Institutionalisation is one of the most pressing needs for both the government and civil society: how the government can strengthen mechanisms to involve citizens and protect their rights, and safeguard space for civil society, and, in parallel, how civil society can strengthen its position as a watchdog and increase civic engagement. Effective communication both by and between the government and civil society represents its own challenge. Yet effective political communication and prioritisation of issues by both government and civil society is essential to break the current gridlock.
Constitutional reform is a current focus of the government, with the reform of the Constitutional Court as an immediate priority, and various high profile anti-corruption cases, including against the former president are underway. Several fundamental reforms are being pushed forward by civil society, including that of media reform, which would help in the struggle against disinformation. Social justice was the driving force of the revolution, with strong public demand for reform in education being a focus, yet the adoption of legislation has been stalled. The Armenian National Assembly also shied away from ratifying the Istanbul Convention that would further protect women from violence, while anti-discrimination legislation discussions lag.
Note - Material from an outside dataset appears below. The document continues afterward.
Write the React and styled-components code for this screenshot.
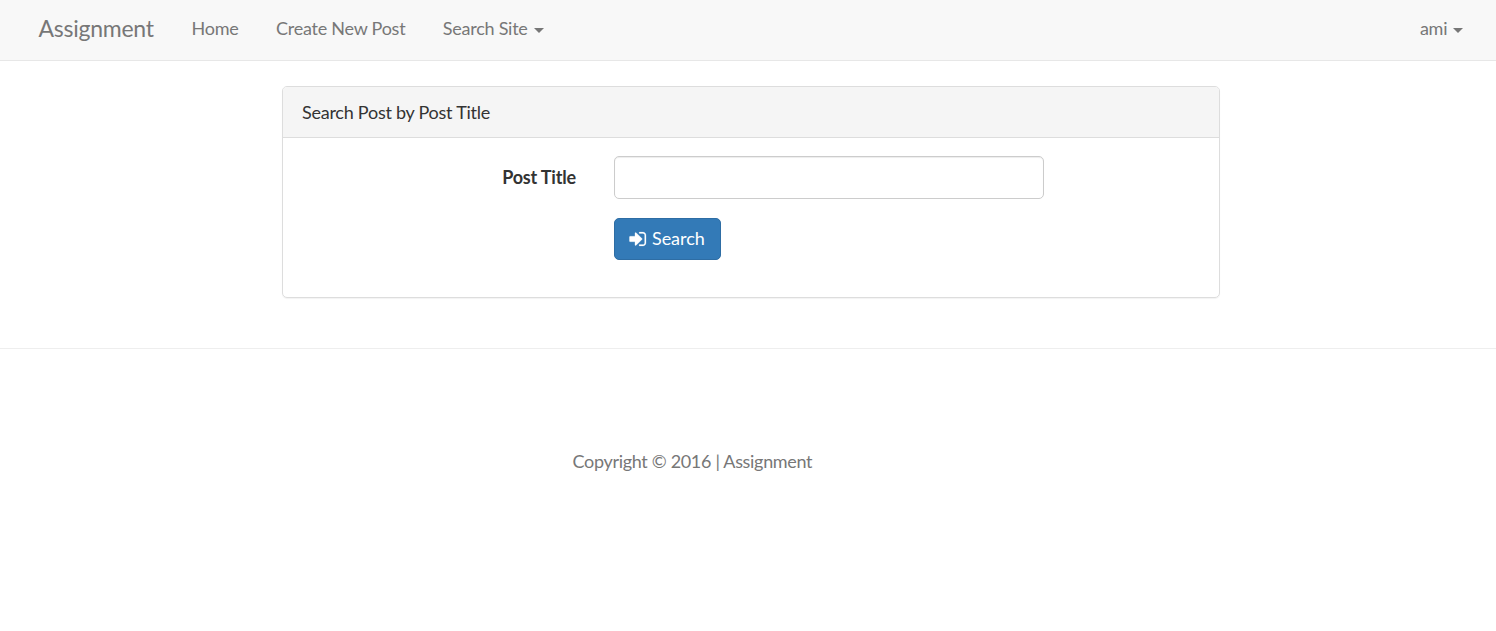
import React from 'react';
import styled, { createGlobalStyle } from 'styled-components';

const GlobalStyle = createGlobalStyle`
  *, *::before, *::after { box-sizing: border-box; }
  body {
    margin: 0;
    background: #fff;
    color: #333;
    font-family: Lato, sans-serif;
    font-size: 18px;
    letter-spacing: -0.25px;
    line-height: 25px;
  }
`;

const Navbar = styled.nav`
  display: flex;
  align-items: center;
  height: 61px;
  padding: 0 14px 3px 19px;
  background: #f8f8f8;
  border-bottom: 1px solid #e7e7e7;
`;

const Brand = styled.a`
  padding: 0 19px 0 19.5px;
  font-size: 23px;
  letter-spacing: -0.25px;
  color: #777;
`;

const NavLink = styled.a`
  display: flex;
  align-items: center;
  padding: 0 18.75px;
  color: #777;
  margin-left: ${(p) => (p.$right ? 'auto' : '0')};
`;

const Caret = styled.span`
  margin: 4px 0 0 6px;
  border-top: 5px solid #777;
  border-left: 5px solid transparent;
  border-right: 5px solid transparent;
`;

const Panel = styled.section`
  width: 938px;
  height: 212px;
  margin: 25px 0 0 282px;
  border: 1px solid #ddd;
  border-radius: 5px;
  box-shadow: 0 1px 1px rgba(0, 0, 0, 0.05);
`;

const PanelHeading = styled.header`
  height: 51px;
  padding: 13px 19px;
  background: #f5f5f5;
  border-bottom: 1px solid #ddd;
  border-radius: 4px 4px 0 0;
`;

const SearchForm = styled.form`
  display: grid;
  grid-template-columns: 293px 430px;
  column-gap: 38px;
  row-gap: 19px;
  padding-top: 18px;
`;

const Label = styled.label`
  padding-top: 9px;
  text-align: right;
  font-weight: 700;
  letter-spacing: -0.17px;
`;

const TextInput = styled.input`
  height: 43px;
  padding: 7px 15px;
  border: 1px solid #ccc;
  border-radius: 5px;
  font: inherit;
  box-shadow: inset 0 1px 1px rgba(0, 0, 0, 0.075);
`;

const SearchButton = styled.button`
  grid-column: 2;
  justify-self: start;
  display: flex;
  align-items: center;
  gap: 5px;
  width: 107px;
  height: 42px;
  padding: 0 14px 1px;
  color: #fff;
  background: #337ab7;
  border: 1px solid #2e6da4;
  border-radius: 5px;
  font: inherit;
  letter-spacing: -0.05px;
`;

const SignInIcon = styled.svg`
  flex: none;
  width: 18px;
  height: 18px;
  fill: currentColor;
  stroke: currentColor;
  stroke-width: 20;
`;

const Divider = styled.hr`
  margin: 50px 0 0;
  border: 0;
  border-top: 1px solid #eee;
`;

const Copyright = styled.footer`
  padding: 100px 0 0 572.5px;
  color: #777;
  letter-spacing: -0.32px;
`;

export default function App() {
  return (
    <>
      <GlobalStyle />
      <Navbar>
        <Brand>Assignment</Brand>
        <NavLink>Home</NavLink>
        <NavLink>Create New Post</NavLink>
        <NavLink>Search Site<Caret /></NavLink>
        <NavLink $right>ami<Caret /></NavLink>
      </Navbar>
      <Panel>
        <PanelHeading>Search Post by Post Title</PanelHeading>
        <SearchForm onSubmit={(e) => e.preventDefault()}>
          <Label htmlFor="title">Post Title</Label>
          <TextInput id="title" />
          <SearchButton>
            <SignInIcon viewBox="90 64 1664 1664" aria-hidden="true">
              <path d="M1312 896q0 26-19 45l-544 544q-19 19-45 19t-45-19-19-45v-288h-448q-26 0-45-19t-19-45v-384q0-26 19-45t45-19h448v-288q0-26 19-45t45-19 45 19l544 544q19 19 19 45zm352-352v704q0 119-84.5 203.5t-203.5 84.5h-320q-13 0-22.5-9.5t-9.5-22.5q0-4-1-20t-.5-26.5 3-23.5 10-19.5 20.5-6.5h320q66 0 113-47t47-113v-704q0-66-47-113t-113-47h-312l-11.5-1-11.5-3-8-5.5-7-9-2-13.5q0-4-1-20t-.5-26.5 3-23.5 10-19.5 20.5-6.5h320q119 0 203.5 84.5t84.5 203.5z" />
            </SignInIcon>
            Search
          </SearchButton>
        </SearchForm>
      </Panel>
      <Divider />
      <Copyright>Copyright © 2016 | Assignment</Copyright>
    </>
  );
}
However, while the situation is far from simple, the overall direction remains positive. Civil society continues to be a major driving force in demanding and pushing for change. A number of youth-led activist groups are emerging in the regions that get people involved in local political decisions in a way that has not been done in the past – through anti-cafes, festivals, setting up student groups, campaigning on cultural or environmental issues, and much more. In doing so, they challenge Armenia’s centralized model, unveil the cultural, ethnic and social diversity of the country, while contributing to the process of decentralization that links into the need for social justice – and deeper, more sustained democracy.